Some decades ago correcting for multiple testing became popular. And don’t we all indulge in looking at lots of tests to compare groups at baseline or examine correlations of various measures or evaluate outcomes at different end points. Nowadays almost no research meeting passes without the big question being raised by a PhD-candidate or senior-researcher pressed for an intelligent remark. There are two rivalling schemes: the classical view and rational analysis (Feise, 2002).

To Bonferroni

Classicists argue that correction for multiple testing is mandatory. If the null hypothesis (H0=nil) is true, then we expect that no more than 1 in 20 tests will show a statistically significant difference by chance. This is the type I error, or α=5% (P<0.05). When 20 independent tests are performed, the chance of at least one test being significant (a false positive) is calculated as 1−(1−α)n, with 1 in 20 tests that chance is 64%. Correcting for multiples testing, e.g. the Bonferroni adjustment, ensures that the study-wide error rate remains at 0.05. The adjusted significance level is 1−(1−α)1/n or approximately α/n (0.0025 with 20 tests). Because the Bonferroni corrections is rather conservative, alternative procedure have been suggested. A well-known alternative is the Holm–Bonferroni method which is a sequential procedure: testing 10 hypotheses first reject the one with the smallest P-value if it’s smaller than alpha/10, secondly look at the hypothesis with the next smallest P-value and reject if the value is smaller than alpha/9, etcetera. Stop at the first hypothesis that is not rejected. However, these more sophisticated approaches do not eliminate the basic objections of the rivalling scheme.

Not to Bonferroni

Epidemiologists or rationalists argue that the Bonferroni adjustment defies common sense and increases type II errors (the chance of false negatives). Rothman (1990) states that "no adjustments are needed". Common sense tells us that it doesn’t make sense to evaluate a statistic differently depending on the number of tests in a particular study. The same difference in means (for instance a 10 points difference between men and women on a scale measuring psychiatric symptoms) would be considered non-significant in a study with many comparisons and statistically significant in a similar study focussing on few hypothesis. One practical issue when correcting for multiple comparisons is which statistical tests are included in the ‘study-wide’ of ‘familywise’ error rate. Is the correction based simply on all the tests in a given study? Or only on the number of tests that were reported? Or should the number of tests include the ‘family of studies’ on the same hypotheses or by the same investigator or published in the same journal? Apart from common sense, the main objection is that Bonferroni-type methods inflate type II errors (decreasing the type I error increases the probability not rejecting the null hypothesis when an alternative hypothesis is true). Because many null-hypotheses are unlikely nil-hypotheses (for instance: no gender differences), the chance of getting one false positives is nil to begin with and any correction for multiple testing unnecessary increases the type II error rate (Cohen, 1994).

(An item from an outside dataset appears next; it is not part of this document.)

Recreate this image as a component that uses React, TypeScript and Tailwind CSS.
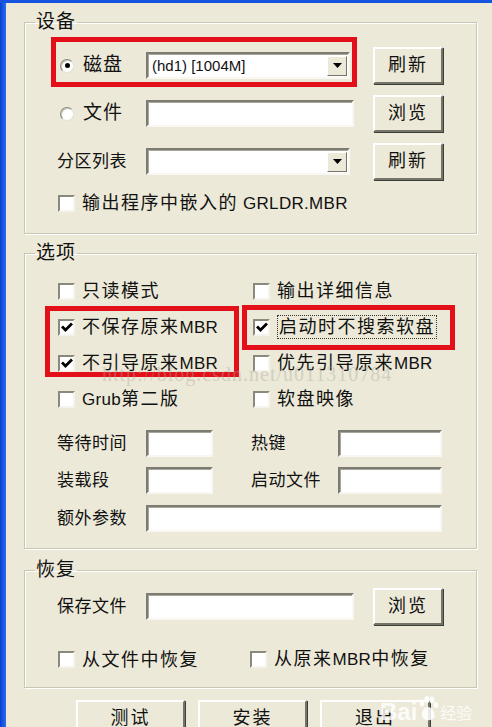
import React from "react";

const font = "font-['Liberation_Sans','Noto_Sans_CJK_SC',sans-serif]";

function Radio({ checked }: { checked?: boolean }) {
  return (
    <span className="relative flex h-[14px] w-[14px] shrink-0 items-center justify-center rounded-full border border-t-[#8a897e] border-l-[#8a897e] border-r-[#e4e2d6] border-b-[#e4e2d6] bg-white shadow-[inset_1px_1px_0_#c9c7ba]">
      {checked && <span className="h-[5px] w-[5px] rounded-full bg-black" />}
    </span>
  );
}

function Check({ checked }: { checked?: boolean }) {
  return (
    <span className="flex h-[17px] w-[17px] shrink-0 items-center justify-center border-2 border-t-[#8a897e] border-l-[#8a897e] border-r-[#f4f3ec] border-b-[#f4f3ec] bg-white">
      {checked && (
        <svg width="12" height="10" viewBox="0 0 12 10">
          <path d="M1 4.5 L4.5 8 L11 1.5" fill="none" stroke="#000" strokeWidth="2.8" />
        </svg>
      )}
    </span>
  );
}

// latin runs get no extra tracking, like Tahoma in the original dialog
function L({ children }: { children: React.ReactNode }) {
  return <span className="text-[17px] tracking-[0.3px]">{children}</span>;
}

function CheckItem({ label, checked, focus }: { label: React.ReactNode; checked?: boolean; focus?: boolean }) {
  return (
    <div className="flex items-center">
      <span className="ml-[1px]">
        <Check checked={checked} />
      </span>
      <span
        className={`ml-[7px] whitespace-nowrap text-[18px] leading-[22px] tracking-[1.5px] text-[#111] ${
          focus ? "border border-dotted border-[#333] px-[1px]" : ""
        }`}
      >
        {label}
      </span>
    </div>
  );
}

function Btn({ label, w = "w-[70px]" }: { label: string; w?: string }) {
  return (
    <button
      className={`${w} h-[37px] shrink-0 border-2 border-t-white border-l-white border-r-[#75746b] border-b-[#75746b] bg-[#ECE9D8] text-[18px] tracking-[2px] text-[#111] shadow-[1px_1px_0_#3f3f3a]`}
    >
      {label}
    </button>
  );
}

function TextBox({ w }: { w: string }) {
  return (
    <div
      className={`${w} h-[27px] shrink-0 border-2 border-t-[#7d7c72] border-l-[#7d7c72] border-r-[#f8f7f1] border-b-[#f8f7f1] bg-white shadow-[inset_1px_1px_0_#a8a79b]`}
    />
  );
}

function Combo({ value }: { value?: string }) {
  return (
    <div className="flex h-[27px] w-[204px] shrink-0 items-center border-2 border-t-[#7d7c72] border-l-[#7d7c72] border-r-[#f8f7f1] border-b-[#f8f7f1] bg-white pl-[4px] pr-[1px] shadow-[inset_1px_1px_0_#a8a79b]">
      <span className="flex-1 text-[15px] leading-[20px] text-[#111]">{value}</span>
      <span className="flex h-[20px] w-[20px] items-center justify-center border border-t-white border-l-white border-r-[#75746b] border-b-[#75746b] bg-[#ECE9D8]">
        <svg width="9" height="5" viewBox="0 0 9 5">
          <path d="M0 0 H9 L4.5 5 Z" fill="#000" />
        </svg>
      </span>
    </div>
  );
}

function Group({ title, children, cls }: { title: string; children: React.ReactNode; cls: string }) {
  return (
    <fieldset
      className={`${cls} ml-[18px] w-[453px] border border-[#c9c6b3] p-0 shadow-[inset_1px_1px_0_#fff,1px_1px_0_#fff]`}
    >
      <legend className="ml-[10px] px-[1px] text-[19px] leading-[20px] tracking-[1px] text-[#111]">{title}</legend>
      {children}
    </fieldset>
  );
}

function Label({ text, w = "w-[89px]" }: { text: string; w?: string }) {
  return <span className={`${w} shrink-0 text-[17px] tracking-[0.5px] text-[#111]`}>{text}</span>;
}

export default function App() {
  return (
    <div className={`relative h-[727px] w-[492px] overflow-hidden bg-[#ECE9D8] ${font}`}>
      <div className="h-[3px] w-full bg-[#1553e0]" />
      <div className="flex h-[724px]">
        <div className="w-[6px] shrink-0 bg-gradient-to-r from-[#0a3fd0] to-[#2a6ef0]" />
        <div className="flex-1">
          {/* 设备 */}
          <Group title="设备" cls="mt-[9px]">
            <div className="flex flex-col pb-[11px] pl-[32px] pt-[15px]">
              <div className="flex h-[37px] items-center">
                <div className="flex w-[89px] shrink-0 items-center">
                  <span className="ml-[3px]">
                    <Radio checked />
                  </span>
                  <span className="ml-[9px] text-[19px] tracking-[1px] text-[#111]">磁盘</span>
                </div>
                <Combo value="(hd1) [1004M]" />
                <div className="ml-[23px]">
                  <Btn label="刷新" />
                </div>
              </div>
              <div className="mt-[11px] flex h-[37px] items-center">
                <div className="flex w-[89px] shrink-0 items-center">
                  <span className="ml-[3px]">
                    <Radio />
                  </span>
                  <span className="ml-[9px] text-[19px] tracking-[1px] text-[#111]">文件</span>
                </div>
                <TextBox w="w-[208px]" />
                <div className="ml-[19px]">
                  <Btn label="浏览" />
                </div>
              </div>
              <div className="mt-[11px] flex h-[37px] items-center">
                <Label text="分区列表" />
                <Combo />
                <div className="ml-[23px]">
                  <Btn label="刷新" />
                </div>
              </div>
              <div className="mt-[5px] flex h-[37px] items-center">
                <CheckItem
                  label={
                    <>
                      输出程序中嵌入的<L> GRLDR.MBR</L>
                    </>
                  }
                />
              </div>
            </div>
          </Group>

          {/* 选项 */}
          <Group title="选项" cls="mt-[9px]">
            <div className="flex flex-col pb-[16px] pl-[32px] pt-[10px]">
              <div className="grid grid-cols-[194px_1fr] grid-rows-[36px_36px_36px_36px] items-center">
                <CheckItem label="只读模式" />
                <div className="ml-[1px]">
                  <CheckItem label="输出详细信息" />
                </div>
                <CheckItem label={<>不保存原来<L>MBR</L></>} checked />
                <div className="ml-[1px]">
                  <CheckItem label="启动时不搜索软盘" checked focus />
                </div>
                <CheckItem label={<>不引导原来<L>MBR</L></>} checked />
                <div className="ml-[1px]">
                  <CheckItem label={<>优先引导原来<L>MBR</L></>} />
                </div>
                <CheckItem label={<><L>Grub</L>第二版</>} />
                <div className="ml-[1px]">
                  <CheckItem label="软盘映像" />
                </div>
              </div>
              <div className="mt-[13px] flex h-[27px] items-center">
                <Label text="等待时间" />
                <TextBox w="w-[67px]" />
                <div className="ml-[38px] flex items-center">
                  <Label text="热键" w="w-[87px]" />
                  <TextBox w="w-[104px]" />
                </div>
              </div>
              <div className="mt-[10px] flex h-[27px] items-center">
                <Label text="装载段" />
                <TextBox w="w-[67px]" />
                <div className="ml-[38px] flex items-center">
                  <Label text="启动文件" w="w-[87px]" />
                  <TextBox w="w-[104px]" />
                </div>
              </div>
              <div className="mt-[11px] flex h-[27px] items-center">
                <Label text="额外参数" />
                <TextBox w="w-[296px]" />
              </div>
            </div>
          </Group>

          {/* 恢复 */}
          <Group title="恢复" cls="mt-[11px]">
            <div className="flex flex-col pb-[19px] pl-[32px] pt-[8px]">
              <div className="flex h-[37px] items-center">
                <Label text="保存文件" />
                <TextBox w="w-[208px]" />
                <div className="ml-[19px]">
                  <Btn label="浏览" />
                </div>
              </div>
              <div className="mt-[23px] grid h-[20px] grid-cols-[192px_1fr] items-center">
                <CheckItem label="从文件中恢复" />
                <CheckItem label={<>从原来<L>MBR</L>中恢复</>} />
              </div>
            </div>
          </Group>

          <div className="ml-[70px] mt-[12px] flex gap-[13px]">
            <Btn label="测试" w="w-[109px]" />
            <Btn label="安装" w="w-[109px]" />
            <Btn label="退出" w="w-[110px]" />
          </div>
        </div>
      </div>

      {/* red annotation boxes */}
      <div className="absolute left-[51px] top-[37px] h-[50px] w-[306px] border-[5px] border-[#e3101a]" />
      <div className="absolute left-[45px] top-[306px] h-[71px] w-[194px] border-[5px] border-[#e3101a]" />
      <div className="absolute left-[242px] top-[305px] h-[45px] w-[213px] border-[5px] border-[#e3101a]" />

      {/* watermarks */}
      <div className="pointer-events-none absolute left-[102px] top-[364px] font-['Liberation_Serif',serif] text-[20px] leading-[20px] tracking-[1px] text-[#a9a69a]/40">
        http://blog.csdn.net/u011310784
      </div>
      <div className="pointer-events-none absolute left-[380px] top-[696px] flex items-end text-white/80">
        <span className="font-['Liberation_Sans',sans-serif] text-[24px] font-bold leading-[24px]">Bai</span>
        <svg width="22" height="26" viewBox="0 0 22 26" className="mb-[2px]">
          <g fill="#fff" fillOpacity="0.85">
            <ellipse cx="5" cy="7" rx="2.5" ry="3.5" />
            <ellipse cx="10" cy="3.5" rx="2.5" ry="3.5" />
            <ellipse cx="15" cy="4" rx="2.5" ry="3.5" />
            <ellipse cx="19" cy="9" rx="2.3" ry="3" />
            <path d="M11 11 C6 11 3 18 6 22 C9 25 14 25 17 22 C19 19 16 11 11 11 Z" />
          </g>
        </svg>
        <span className="ml-[1px] text-[16px] leading-[20px]">经验</span>
      </div>
    </div>
  );
}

The third road to multiple testing

An alternative scheme is to differentiate between study objectives. Mayo & Cox (2006) propose to consider the context of the study (inferential goal versus behavioristic goal or decision making) and a good understanding of the possible difficulties in the problem at hand or the inference to be drawn from the facts. To simplify this third approach I use a typology based on two study attributes: correlated versus independent variables and confirmative analyses versus exploratory research.

First, when there are no explicit hypotheses and the tests are correlated (for instance different items on type of referrals), then the chance of a false positive is high and a correction for multiple testing seems appropriate. The practical issue of which tests to include is solved because the tests are correlated for some reason. The null-hypothesis "stretches out" over all the relevant items.

Secondly, in case of independent tests of different domains or aspects, for instance types of psychological and social functioning, there is no need for correcting for multiple testing. Just like we would not apply any corrections if these aspects were tested in different studies.

Thirdly, if there are many explicit hypotheses explored (as in some genetic studies), then it could be efficient to use a smaller p-value as ‘crude surprise index’ (the expression is used by Senn, 2001).

Finally, in case there are several explicit hypotheses on different topics, then it could be wise not to correct for multiple testing, but to combine outcomes or to prioritize one primary outcome (and hold on to the power of the test) and explore the results of secondary research questions (Feise, 2002; Streiner & Norman, 2011).

So ‘to Bonferroni or not to Bonferroni’ that is a matter of study design. In practice, however, the combinations in this typology are endpoints on the continua of the study’s objective and the difficulties in the dataset. In short: should we correct for multiple testing? Most of the time we should not apply a correction, but it depends.